Each year my husband Brian and I host a summer cookout for all our friends and family. We have a rousing volleyball game, a fire pit, ladder ball, Polish horseshoes, music, cornhole boards (bean bag toss), and more. We always enjoy this get-together, and here was my "aha" moment: why don't I organize a cornhole tournament? I enjoy playing, my friends and family enjoy playing, I know how to organize brackets, and I knew it would be fairly easily to execute and enjoyable for me. So we hit the ground running: we secured a location that was amazing to work with, the Knights of Columbus in Wilmington; and we reached out to local restaurants for food donations and newspapers for publicity; and we hung flyers all throughout Wilmington and the surrounding towns to spread the word.
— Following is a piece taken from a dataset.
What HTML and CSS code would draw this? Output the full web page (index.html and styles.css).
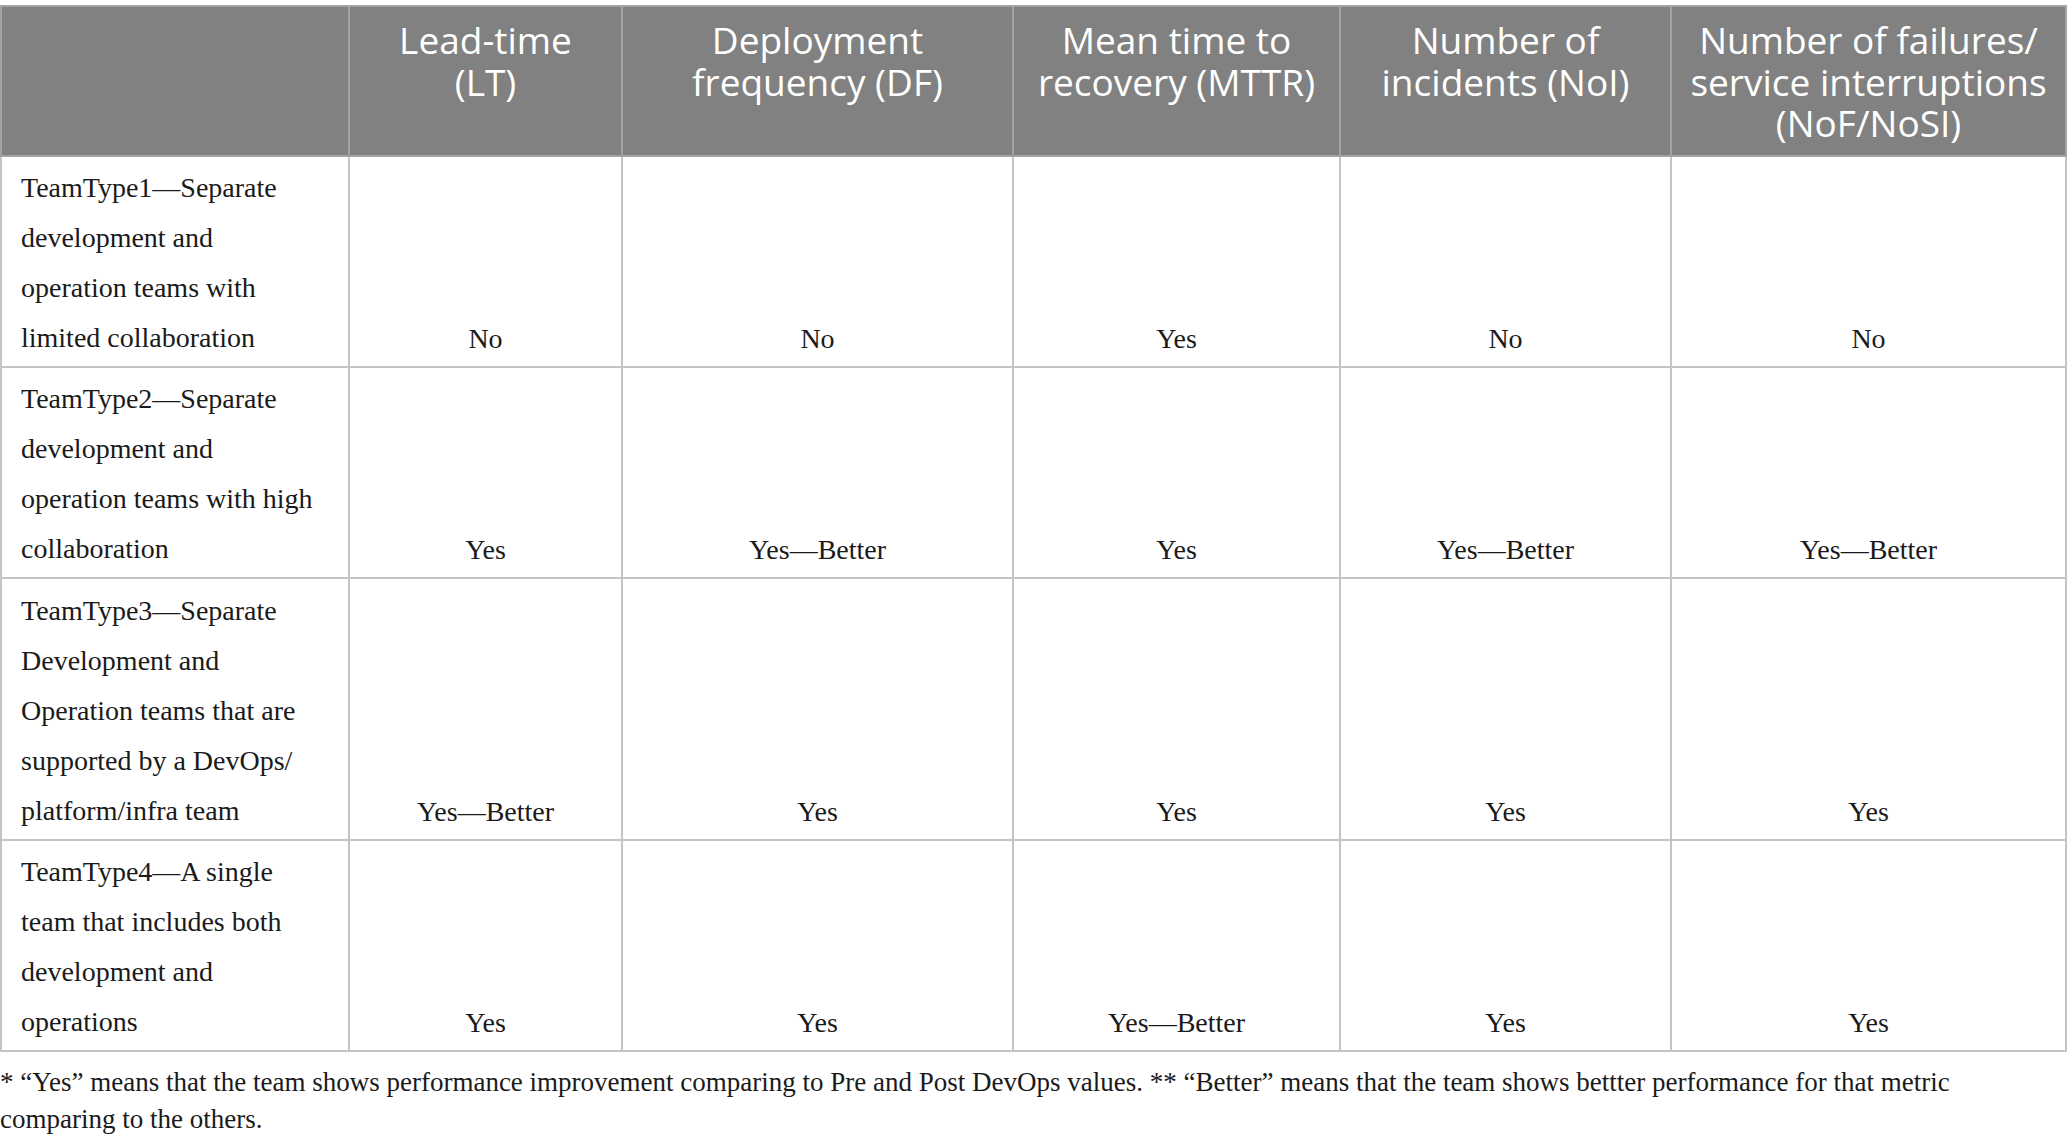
FILE: index.html
```html
<!DOCTYPE html>
<html lang="en">
<head>
  <meta charset="UTF-8" />
  <title>DevOps team types</title>
  <link rel="stylesheet" href="styles.css">
</head>
<body>
  <table class="results">
    <colgroup>
      <col class="c-team" />
      <col class="c-lt" />
      <col class="c-df" />
      <col class="c-mttr" />
      <col class="c-noi" />
      <col class="c-nof" />
    </colgroup>
    <thead>
      <tr>
        <th></th>
        <th>Lead-time<br>(LT)</th>
        <th>Deployment<br>frequency (DF)</th>
        <th>Mean time to<br>recovery (MTTR)</th>
        <th>Number of<br>incidents (NoI)</th>
        <th>Number of failures/<br>service interruptions<br>(NoF/NoSI)</th>
      </tr>
    </thead>
    <tbody>
      <tr>
        <td class="team">TeamType1—Separate<br>development and<br>operation teams with<br>limited collaboration</td>
        <td>No</td>
        <td>No</td>
        <td>Yes</td>
        <td>No</td>
        <td>No</td>
      </tr>
      <tr>
        <td class="team">TeamType2—Separate<br>development and<br>operation teams with high<br>collaboration</td>
        <td>Yes</td>
        <td>Yes—Better</td>
        <td>Yes</td>
        <td>Yes—Better</td>
        <td>Yes—Better</td>
      </tr>
      <tr class="tall">
        <td class="team">TeamType3—Separate<br>Development and<br>Operation teams that are<br>supported by a DevOps/<br>platform/infra team</td>
        <td>Yes—Better</td>
        <td>Yes</td>
        <td>Yes</td>
        <td>Yes</td>
        <td>Yes</td>
      </tr>
      <tr>
        <td class="team">TeamType4—A single<br>team that includes both<br>development and<br>operations</td>
        <td>Yes</td>
        <td>Yes</td>
        <td>Yes—Better</td>
        <td>Yes</td>
        <td>Yes</td>
      </tr>
    </tbody>
  </table>
  <p class="note">* “Yes” means that the team shows performance improvement comparing to Pre and Post DevOps values. ** “Better” means that the team shows bettter performance for that metric comparing to the others.</p>
</body>
</html>
```

FILE: styles.css
```css
body {
  margin: 0;
  padding: 5px 2px 0 0;
  background: #fff;
  color: #1a1a1a;
  font-family: 'Liberation Serif', serif;
}
.results {
  width: 2065px;
  border-collapse: collapse;
  table-layout: fixed;
}
.c-team { width: 348px; }
.c-lt { width: 273px; }
.c-df { width: 391px; }
.c-mttr { width: 327px; }
.c-noi { width: 331px; }
.c-nof { width: 395px; }
th, td {
  border: 2px solid #c4c4c4;
  white-space: nowrap;
}
th {
  height: 150px;
  box-sizing: border-box;
  background: #808180;
  color: #fff;
  font-family: 'Open Sans', sans-serif;
  font-weight: 400;
  font-size: 37px;
  line-height: 41.5px;
  vertical-align: top;
  text-align: center;
  padding: 12px 2px 0;
  border-color: #a3a3a3;
}
td {
  font-size: 28px;
  line-height: 50px;
  vertical-align: bottom;
  text-align: center;
  padding: 8px 6px 2px;
}
td.team {
  text-align: left;
  vertical-align: top;
  padding: 6px 0 3px 19px;
}
.tall td {
  padding-top: 8px;
}
.tall td.team {
  padding-top: 7px;
}
.note {
  margin: 12px 0 0;
  font-size: 27px;
  line-height: 37px;
}
```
It worked: come the day of Bags and Beers (that's the name of the event), we had 32 teams, over 25 raffle items, donated food, and volunteers to help, too. That's another tip: if you are planning an event, remember to get volunteers to take charge of certain areas of the event — that way, you aren't doing everything on the day of! That one event brought in close to $4,000. We even purchased custom cornhole boards that we can reuse each year.
For me, this was an easy event to organize since I enjoyed doing it and had experience with the subject matter. If I'd had to plan something I was unfamiliar with, such as a a golf tournament (what's a handicap?), or something that I am not really interested in, it would be harder. That is my main tip for anyone interested in starting an event: to increase your fundraising for the MS Challenge Walk, pick something you enjoy doing.
Sweat dries, blisters heal:
suck it up for MS!
My execution wasn't flawless, though — "mistakes were made"! I was so excited to be planning this amazing event that I completely neglected to train
for the walk! Wow, did the 2013 MS Challenge Walk do a number on my toes and feet! The National MS Society Greater New England Chapter provides training tips and even a suggested training calendar
with how much you should be walking as the Challenge Walk gets closer. Use it! Also, try to buy your sneakers ahead of time
and really break them in — same with socks. One walking tip that typically works for me is changing my sneakers at lunch. Just like with your change-of-clothes bag, it helps to have a slightly different shoe halfway through the day — different fabrics and styles of sneaker allow parts of your foot that might have been irritated to breathe.
So what did I learn in 2013? That planning a fundraiser isn't as hard as you think, as long as it's something you enjoy; that people will donate items and food to your event, all you need to do is ask and get over that first no, and that it's REALLY important to train; but blisters really do heal (eventually). See you all in September!